No me cabe duda: superar exitosamente los retos que enfrenta Guatemala pasará por reconocernos como sociedad multicultural.
El 31 de marzo recién pasado, Domingo de Resurrección, se cumplieron 18 años desde la firma del Acuerdo sobre Identidad y Derechos de los Pueblos Indígenas.
El Acuerdo afirma: la “transformación comienza por un reconocimiento claro por todos los guatemaltecos de la realidad de la discriminación racial, así como de la imperiosa necesidad de superarla para lograr una verdadera convivencia pacífica” (cursivas mías). No me cabe duda que sus redactores acertaron: superar exitosamente los retos que enfrenta Guatemala pasará necesariamente por reconocernos como sociedad multicultural, y construir un Estado predicado sobre este reconocimiento.
Los problemas son obvios ya hasta para el menos entendido.
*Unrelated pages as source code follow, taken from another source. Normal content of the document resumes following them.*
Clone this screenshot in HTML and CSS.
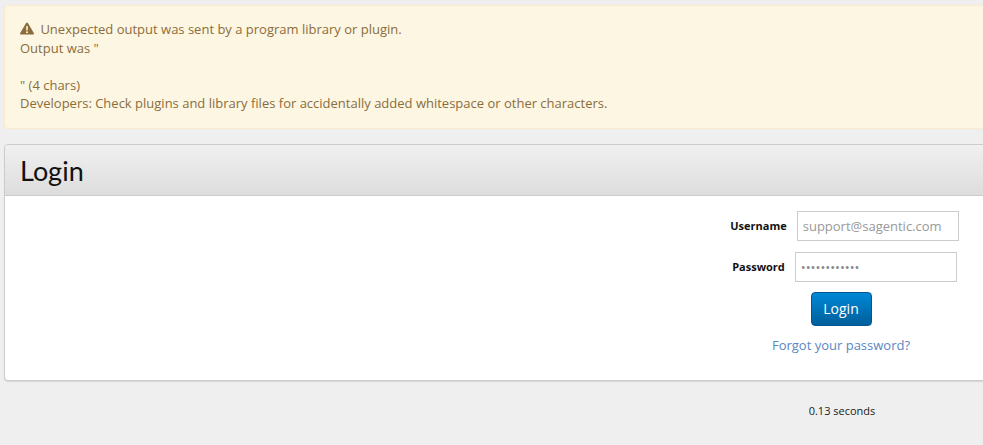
FILE: index.html
```html
<!DOCTYPE html>
<html lang="en">
<head>
  <meta charset="UTF-8" />
  <meta name="viewport" content="width=device-width, initial-scale=1.0"/>
  <title>Login</title>
  <link rel="stylesheet" href="styles.css">
</head>
<body>

  <div class="page">
    <div class="alert">
      <svg class="alert-icon" viewBox="0 0 14 13" width="14" height="13" aria-hidden="true">
        <path fill="#8a6d3b" fill-rule="evenodd" d="M7 .4c.4 0 .7.2.9.5l5.9 10.2c.4.7-.1 1.5-.9 1.5H1.1c-.8 0-1.3-.8-.9-1.5L6.1.9C6.3.6 6.6.4 7 .4zM6.1 4.2l.2 4.2h1.4l.2-4.2H6.1zM7 9.2a1 1 0 1 0 0 2 1 1 0 0 0 0-2z"/>
      </svg>
      <span class="alert-first">Unexpected output was sent by a program library or plugin.</span><br>
      Output was "<br>
      <br>
      " (4 chars)<br>
      Developers: Check plugins and library files for accidentally added whitespace or other characters.
    </div>

    <div class="panel">
      <div class="panel-head">
        <h1>Login</h1>
      </div>
      <div class="panel-body">
        <form class="login-form">
          <div class="form-row">
            <label for="username">Username</label>
            <input type="text" id="username" placeholder="support@sagentic.com" />
          </div>
          <div class="form-row">
            <label for="password">Password</label>
            <input type="password" id="password" value="abcdefghijkl" />
          </div>
          <button type="button">Login</button>
          <a class="forgot" href="#">Forgot your password?</a>
        </form>
      </div>
    </div>

    <div class="footer">
      <span class="timing">0.13 seconds</span>
    </div>
  </div>

</body>
</html>
```

FILE: styles.css
```css
html, body {
  overflow: hidden;
}

body {
  font-family: "Open Sans", Arial, sans-serif;
  font-size: 13px;
  line-height: 1.42857;
  background: #efefef;
  margin: 0;
  padding: 0;
}

.page {
  width: 1000px;
  padding: 5px 0 0 4px;
}

.alert {
  background: #fdf6e3;
  border: 1px solid #faebcc;
  border-radius: 4px;
  color: #8a6d3b;
  padding: 14px 15px 15px 15px;
  margin-bottom: 15px;
}

.alert-icon {
  vertical-align: -1px;
  margin-right: 0;
}

.alert-first {
  margin-left: 3px;
}

.panel {
  background: white;
  border: 1px solid #cccccc;
  border-radius: 4px;
  box-shadow: 0 1px 1px rgba(0,0,0,0.1);
}

.panel-head {
  height: 50px;
  padding: 0 15px;
  background: linear-gradient(to bottom, #f0f0f0, #dddddd);
  border-bottom: 1px solid #cccccc;
  border-radius: 3px 3px 0 0;
}

h1 {
  margin: 0;
  font-family: Lato, Arial, sans-serif;
  font-size: 27px;
  font-weight: 400;
  line-height: 52px;
  color: #111;
}

.panel-body {
  display: flex;
  justify-content: flex-end;
  height: 184px;
  padding-right: 12px;
}

.login-form {
  display: flex;
  flex-direction: column;
  align-items: center;
  width: 300px;
  padding-top: 15px;
}

.form-row {
  display: flex;
  justify-content: center;
  align-items: center;
  gap: 10px;
  margin-left: 7px;
  margin-bottom: 11px;
}

.form-row + button {
  margin-top: -1px;
}

label {
  padding-top: 1px;
  font-size: 11px;
  font-weight: bold;
  color: #111;
}

input {
  box-sizing: border-box;
  width: 162px;
  height: 30px;
  padding: 4px 5px;
  border: 1px solid #cccccc;
  font-family: "Open Sans", Arial, sans-serif;
  font-size: 13px;
  color: #888;
  background: white;
}

input::placeholder {
  color: #999;
}

button {
  width: 61px;
  height: 34px;
  border: 1px solid #04568c;
  border-radius: 4px;
  background: linear-gradient(to bottom, #0088d6, #005f9c);
  color: white;
  font-family: "Open Sans", Arial, sans-serif;
  font-size: 14px;
  cursor: pointer;
}

.forgot {
  margin-top: 10px;
  color: #5a86c4;
  text-decoration: none;
}

.footer {
  display: flex;
  justify-content: flex-end;
  padding: 22px 12px 0 0;
}

.timing {
  width: 300px;
  text-align: center;
  font-size: 11px;
  color: #222;
}
```
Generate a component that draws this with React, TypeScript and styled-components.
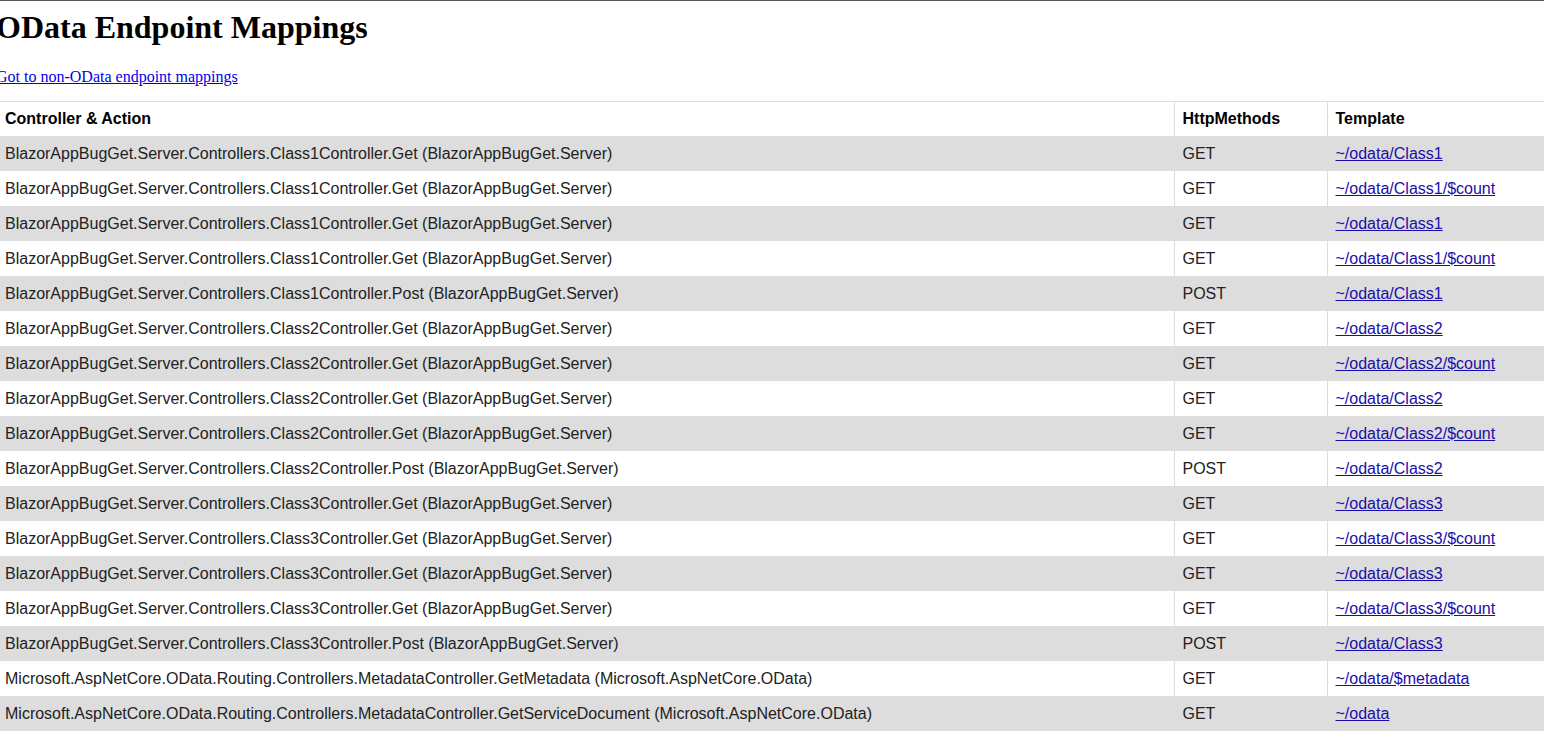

A pesar de la ola de movilidad social que ha levantado las economías desde México hasta Brasil, Guatemala sigue entre los países más rezagados en Latinoamérica. La persistente desnutrición y el analfabetismo nos marcan como peculiarmente incapaces de mejorar. Los conflictos de tierras son una llaga que no sana, y se superpone como nuevo problema la falta de diálogo frente a la explotación del petróleo, la minería de metales y la energía hidroeléctrica.
De forma más coyuntural, el juicio de Ríos Montt muestra el enfrentamiento que anida en el centro de nuestra sociedad. Entre las demandas de justicia por un lado y las peticiones de “perdón y olvido” por el otro, es obvio que aquí más que diferencias de opinión, hay contradicciones profundas. En todos los casos, el común denominador es la exclusión. El hambre y el analfabetismo se posan cada vez más específicamente sobre los niños y las mujeres indígenas. La falta de acceso a la tierra es notablemente un problema que golpea a los indígenas. La justicia contra Ríos Montt se cuestiona porque es un reclamo de pueblos indígenas. Las prácticas políticas de resistencia se tildan de “terroristas” porque son de “otros”, de campesinos indígenas que quedan fuera del sistema. El secuestro de líderes se descuenta simplemente por ser indígenas las víctimas.
El núcleo común de todos estos problemas en la resistencia a tomarnos en serio la ciudadanía igualitaria de indígenas y no-indígenas. Lo exhibe el Estado cuando responde con lujo de fuerza ante los reclamos en Barillas y Totonicapán y queda inmóvil ante los desmanes de los poderosos. Lo subrayan los líderes empresariales cuando privilegian un mal entendido “derecho a la libre locomoción” sobre el derecho de reunión y manifestación de los pueblos indígenas. Lo reproducen incontables ciudadanos cuando, a pesar de la evidencia, cuestionan la necesidad de la educación en el idioma materno y peor aún, cuando recurren a los epítetos racistas en la conversación diaria. Lo destaca la ausencia de empatía ante el dolor de las víctimas de las masacres, del genocidio de los años ochenta. El mensaje es siempre el mismo: esta gente no es igual, apenas cuenta.
Con todo, el domingo pasado ese Acuerdo sobre Identidad y Derechos de los Pueblos Indígenas llegó a la mayoría de edad. Más aún, los que están llegando a la adultez son los jóvenes, indígenas y no-indígenas, que crecieron en una Guatemala sin guerra y con el Acuerdo a medio cumplir. Casi dos décadas con algunos progresos, y muchos pendientes. Los jóvenes, hijos de una realidad inexorablemente distinta, ya no leen el mundo en la clave de sus padres, y actúan. No me cabe duda que ellos harán el cambio, y la pregunta es si será por la paz de la unidad, o en la violencia que cría la exclusión. Basta ver el reciente linchamiento mediático en redes sociales por un comentario racista atribuido a una joven de la capital para apreciar que aquí se gesta un volcán.
El Presidente es signatario de los Acuerdos de Paz, y en su discurso inaugural se atrevió a soñar con ser miembro de la primera generación de la paz. Apenas hace dos semanas, el CACIF, en un arranque de reescritura de la historia, se autocalificó parte del proceso de paz. Pues bien, si a los poderosos, y también a usted y a mí, los arrestos nos dan para enfrentar los problemas en serio, ¿por qué no empezar por releer el Acuerdo, cumplir la palabra empeñada y hacer realidad los pendientes?